_Given information:_
•••

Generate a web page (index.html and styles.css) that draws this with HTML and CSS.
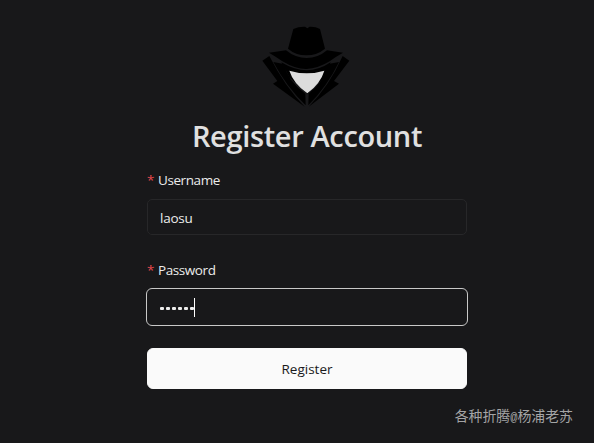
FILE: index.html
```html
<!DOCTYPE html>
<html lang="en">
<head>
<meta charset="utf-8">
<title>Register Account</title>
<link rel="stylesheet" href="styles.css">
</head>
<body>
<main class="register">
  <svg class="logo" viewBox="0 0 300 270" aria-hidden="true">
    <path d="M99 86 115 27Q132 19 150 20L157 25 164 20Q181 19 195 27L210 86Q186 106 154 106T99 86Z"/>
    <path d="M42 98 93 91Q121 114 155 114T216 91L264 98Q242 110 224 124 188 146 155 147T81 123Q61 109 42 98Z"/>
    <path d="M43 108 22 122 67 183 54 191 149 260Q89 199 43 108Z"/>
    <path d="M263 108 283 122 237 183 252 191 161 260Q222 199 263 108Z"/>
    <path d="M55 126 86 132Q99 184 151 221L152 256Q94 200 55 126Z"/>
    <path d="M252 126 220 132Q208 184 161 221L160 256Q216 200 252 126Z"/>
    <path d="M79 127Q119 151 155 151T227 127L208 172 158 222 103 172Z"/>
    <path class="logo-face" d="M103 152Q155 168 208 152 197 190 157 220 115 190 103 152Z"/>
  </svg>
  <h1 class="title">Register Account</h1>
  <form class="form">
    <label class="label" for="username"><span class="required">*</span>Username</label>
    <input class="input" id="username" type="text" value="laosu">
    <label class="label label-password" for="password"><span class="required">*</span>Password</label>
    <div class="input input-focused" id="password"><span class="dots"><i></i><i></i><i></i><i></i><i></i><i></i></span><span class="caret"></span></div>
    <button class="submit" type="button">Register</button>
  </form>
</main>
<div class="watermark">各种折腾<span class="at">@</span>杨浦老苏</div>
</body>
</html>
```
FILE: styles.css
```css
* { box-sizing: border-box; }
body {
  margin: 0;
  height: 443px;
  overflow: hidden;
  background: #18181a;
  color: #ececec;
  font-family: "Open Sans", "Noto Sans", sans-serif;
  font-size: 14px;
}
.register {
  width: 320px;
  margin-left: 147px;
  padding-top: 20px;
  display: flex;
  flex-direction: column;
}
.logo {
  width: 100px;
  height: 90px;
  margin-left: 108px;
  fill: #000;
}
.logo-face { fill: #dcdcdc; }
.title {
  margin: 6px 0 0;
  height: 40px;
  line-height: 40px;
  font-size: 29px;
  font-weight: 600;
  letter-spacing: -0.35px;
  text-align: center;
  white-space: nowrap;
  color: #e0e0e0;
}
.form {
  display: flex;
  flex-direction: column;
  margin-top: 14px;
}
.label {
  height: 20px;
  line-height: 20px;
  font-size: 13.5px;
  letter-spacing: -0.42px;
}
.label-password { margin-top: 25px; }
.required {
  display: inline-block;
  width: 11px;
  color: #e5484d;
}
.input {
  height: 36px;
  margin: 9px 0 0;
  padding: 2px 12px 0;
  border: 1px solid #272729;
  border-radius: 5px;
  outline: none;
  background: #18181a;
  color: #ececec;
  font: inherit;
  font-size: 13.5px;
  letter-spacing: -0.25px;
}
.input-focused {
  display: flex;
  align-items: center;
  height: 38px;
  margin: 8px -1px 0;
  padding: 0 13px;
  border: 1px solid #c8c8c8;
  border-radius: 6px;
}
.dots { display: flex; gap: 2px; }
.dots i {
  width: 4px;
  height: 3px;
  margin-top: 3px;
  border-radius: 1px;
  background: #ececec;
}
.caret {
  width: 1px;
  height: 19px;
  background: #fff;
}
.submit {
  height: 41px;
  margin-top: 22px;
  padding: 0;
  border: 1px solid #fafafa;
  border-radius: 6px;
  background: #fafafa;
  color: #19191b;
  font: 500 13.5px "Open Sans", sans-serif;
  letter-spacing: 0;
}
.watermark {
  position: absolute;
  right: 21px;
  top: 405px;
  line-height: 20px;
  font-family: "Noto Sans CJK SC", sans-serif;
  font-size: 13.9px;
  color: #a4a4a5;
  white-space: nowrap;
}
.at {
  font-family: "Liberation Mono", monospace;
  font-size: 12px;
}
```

•••

_What is asked:_ Reproduce the full listing above verbatim, with no pictures included.

_Answer to the task:_
Generate a web page (index.html and styles.css) that draws this with HTML and CSS.
FILE: index.html
```html
<!DOCTYPE html>
<html lang="en">
<head>
<meta charset="utf-8">
<title>Register Account</title>
<link rel="stylesheet" href="styles.css">
</head>
<body>
<main class="register">
  <svg class="logo" viewBox="0 0 300 270" aria-hidden="true">
    <path d="M99 86 115 27Q132 19 150 20L157 25 164 20Q181 19 195 27L210 86Q186 106 154 106T99 86Z"/>
    <path d="M42 98 93 91Q121 114 155 114T216 91L264 98Q242 110 224 124 188 146 155 147T81 123Q61 109 42 98Z"/>
    <path d="M43 108 22 122 67 183 54 191 149 260Q89 199 43 108Z"/>
    <path d="M263 108 283 122 237 183 252 191 161 260Q222 199 263 108Z"/>
    <path d="M55 126 86 132Q99 184 151 221L152 256Q94 200 55 126Z"/>
    <path d="M252 126 220 132Q208 184 161 221L160 256Q216 200 252 126Z"/>
    <path d="M79 127Q119 151 155 151T227 127L208 172 158 222 103 172Z"/>
    <path class="logo-face" d="M103 152Q155 168 208 152 197 190 157 220 115 190 103 152Z"/>
  </svg>
  <h1 class="title">Register Account</h1>
  <form class="form">
    <label class="label" for="username"><span class="required">*</span>Username</label>
    <input class="input" id="username" type="text" value="laosu">
    <label class="label label-password" for="password"><span class="required">*</span>Password</label>
    <div class="input input-focused" id="password"><span class="dots"><i></i><i></i><i></i><i></i><i></i><i></i></span><span class="caret"></span></div>
    <button class="submit" type="button">Register</button>
  </form>
</main>
<div class="watermark">各种折腾<span class="at">@</span>杨浦老苏</div>
</body>
</html>
```
FILE: styles.css
```css
* { box-sizing: border-box; }
body {
  margin: 0;
  height: 443px;
  overflow: hidden;
  background: #18181a;
  color: #ececec;
  font-family: "Open Sans", "Noto Sans", sans-serif;
  font-size: 14px;
}
.register {
  width: 320px;
  margin-left: 147px;
  padding-top: 20px;
  display: flex;
  flex-direction: column;
}
.logo {
  width: 100px;
  height: 90px;
  margin-left: 108px;
  fill: #000;
}
.logo-face { fill: #dcdcdc; }
.title {
  margin: 6px 0 0;
  height: 40px;
  line-height: 40px;
  font-size: 29px;
  font-weight: 600;
  letter-spacing: -0.35px;
  text-align: center;
  white-space: nowrap;
  color: #e0e0e0;
}
.form {
  display: flex;
  flex-direction: column;
  margin-top: 14px;
}
.label {
  height: 20px;
  line-height: 20px;
  font-size: 13.5px;
  letter-spacing: -0.42px;
}
.label-password { margin-top: 25px; }
.required {
  display: inline-block;
  width: 11px;
  color: #e5484d;
}
.input {
  height: 36px;
  margin: 9px 0 0;
  padding: 2px 12px 0;
  border: 1px solid #272729;
  border-radius: 5px;
  outline: none;
  background: #18181a;
  color: #ececec;
  font: inherit;
  font-size: 13.5px;
  letter-spacing: -0.25px;
}
.input-focused {
  display: flex;
  align-items: center;
  height: 38px;
  margin: 8px -1px 0;
  padding: 0 13px;
  border: 1px solid #c8c8c8;
  border-radius: 6px;
}
.dots { display: flex; gap: 2px; }
.dots i {
  width: 4px;
  height: 3px;
  margin-top: 3px;
  border-radius: 1px;
  background: #ececec;
}
.caret {
  width: 1px;
  height: 19px;
  background: #fff;
}
.submit {
  height: 41px;
  margin-top: 22px;
  padding: 0;
  border: 1px solid #fafafa;
  border-radius: 6px;
  background: #fafafa;
  color: #19191b;
  font: 500 13.5px "Open Sans", sans-serif;
  letter-spacing: 0;
}
.watermark {
  position: absolute;
  right: 21px;
  top: 405px;
  line-height: 20px;
  font-family: "Noto Sans CJK SC", sans-serif;
  font-size: 13.9px;
  color: #a4a4a5;
  white-space: nowrap;
}
.at {
  font-family: "Liberation Mono", monospace;
  font-size: 12px;
}
```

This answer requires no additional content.